Fig. 1. Relationship between \(\lg k_{\mathrm{CPD}}\) and \(\lg k_{\mathrm{DMBD}}\). Dienophiles:
\(1\)—\(\mathrm{CH_2{=}CH{-}CHO}\), \(2\)—\(\mathrm{CH_2{=}CH{-}COOH}\),
\(3\)—\(\mathrm{CH_2{=}CH{-}COOCH_3}\),
\(4\)—\(\mathrm{CH_2{=}CH{-}CN}\),
\(5\)—\(\mathrm{CH_2{=}CH{-}SO_2C_6H_5}\),
\(6\)—\(\mathrm{CH_2{=}C(CH_3)COOH}\),
\(7\)—\(\mathrm{CH_2{=}C(CH_3)COCH_3}\),
\(8\)—\(\mathrm{CH_2{=}C(CH_3)COOCH_3}\).

On going from methyl acrylate to methyl methacrylate the ratio

\[ \frac{k_{\mathrm{CPD}}^{\mathrm{endo}}}{k_{\mathrm{CPD}}^{\mathrm{exo}}} \]

changes sharply; this can be estimated approximately for a solution in dioxane using the relationships found in \((^3)\). Since for dioxane

\[ \frac{(D-1)\rho}{(2D+1)M}\simeq 0.25, \]

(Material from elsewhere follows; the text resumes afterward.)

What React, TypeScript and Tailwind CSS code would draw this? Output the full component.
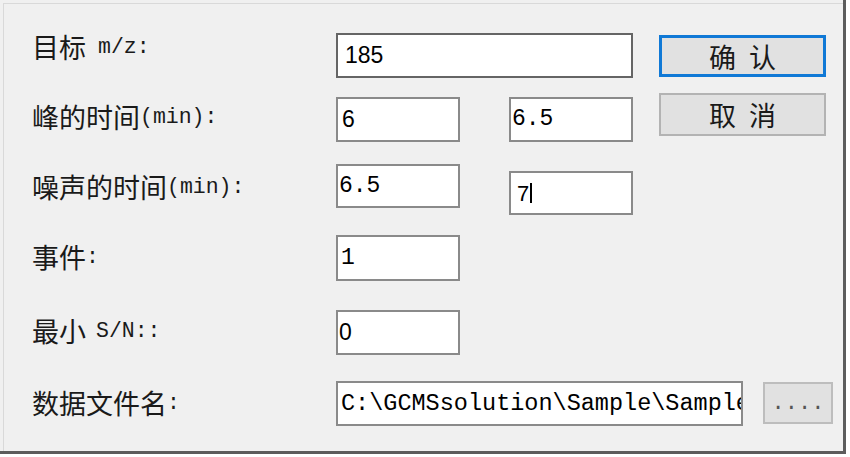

where \(D\) is the dielectric constant, \(\rho\) the density, and \(M\) the molecular weight, then

\[ \frac{k_{\mathrm{CPD}}^{\mathrm{endo}}}{k_{\mathrm{CPD}}^{\mathrm{exo}}}\simeq 3.5 \]

for methyl acrylate and \(\sim 0.3\) for methyl methacrylate.

The data of \((^3)\) show that this is partly due to the fact that the activation energy of the endo adduct of methyl methacrylate becomes greater than the activation energy of the exo adduct. The decrease in the ratio

\[ \frac{k_{\mathrm{CPD}}^{\mathrm{endo}}}{k_{\mathrm{CPD}}^{\mathrm{exo}}} \]

for methyl methacrylate, compared with methyl acrylate, may be either a consequence of the fact that, in the case of methyl methacrylate, formation of the exo adduct is facilitated, i.e., \(k_{\mathrm{CPD}}^{\mathrm{exo}}\) increases, or a consequence of the fact that formation of the endo adduct is hindered, i.e., \(k_{\mathrm{CPD}}^{\mathrm{endo}}\) decreases. But an increase in \(k_{\mathrm{CPD}}^{\mathrm{exo}}\) should have led to an “increase” in \(k_{\mathrm{CPD}}\), and not to a “decrease,” as is actually the case. Consequently, \(k_{\mathrm{CPD}}^{\mathrm{endo}}\) decreases. Thus,

one may conclude that in the formation of the endo-adduct of methyl methacrylate with cyclopentadiene, difficulties arise which are absent, on the one hand, in the formation of the endo-adduct of cyclopentadiene with methyl acrylate and, on the other hand, in the reaction of methyl methacrylate with dimethylbutadiene. Comparison of these systems (Fig. 2) leads to the conclusion that the difficulties are probably caused by steric hindrance arising from interaction of the methyl group at the double bond of methyl methacrylate with the methylene group of cyclopentadiene. This leads to a decrease in the rate constant for formation of the endo-adduct, hence to a decrease in the ratio \(k_{\mathrm{CPD}}^{\mathrm{endo}}/k_{\mathrm{CPD}}^{\mathrm{exo}}\), and to a lowering of the rate constant for the reaction of methyl methacrylate with cyclopentadiene as a whole. The same, evidently, applies to all dienophiles of the isopropenyl type.

In conclusion I express my deep gratitude to Academician B. A. Arbuzov for his attention to the work and for discussion of the results obtained.

Kazan State University
named after V. I. Ulyanov-Lenin

Received
8 I 1963

REFERENCES

1. J. A. Berson, A. Remanick, J. Am. Chem. Soc., 83, 4947 (1961).
2. J. A. Berson, W. A. Mueller, Tetrahedron Letters, No. 4, 131 (1961).
3. J. A. Berson, Z. Hamlet, W. A. Mueller, J. Am. Chem. Soc., 84, 297 (1962).
4. K. Alder, G. Stein, Angew. Chem., 50, 514 (1937).
5. V. A. Palm, Usp. Khim., 30, 1069 (1961).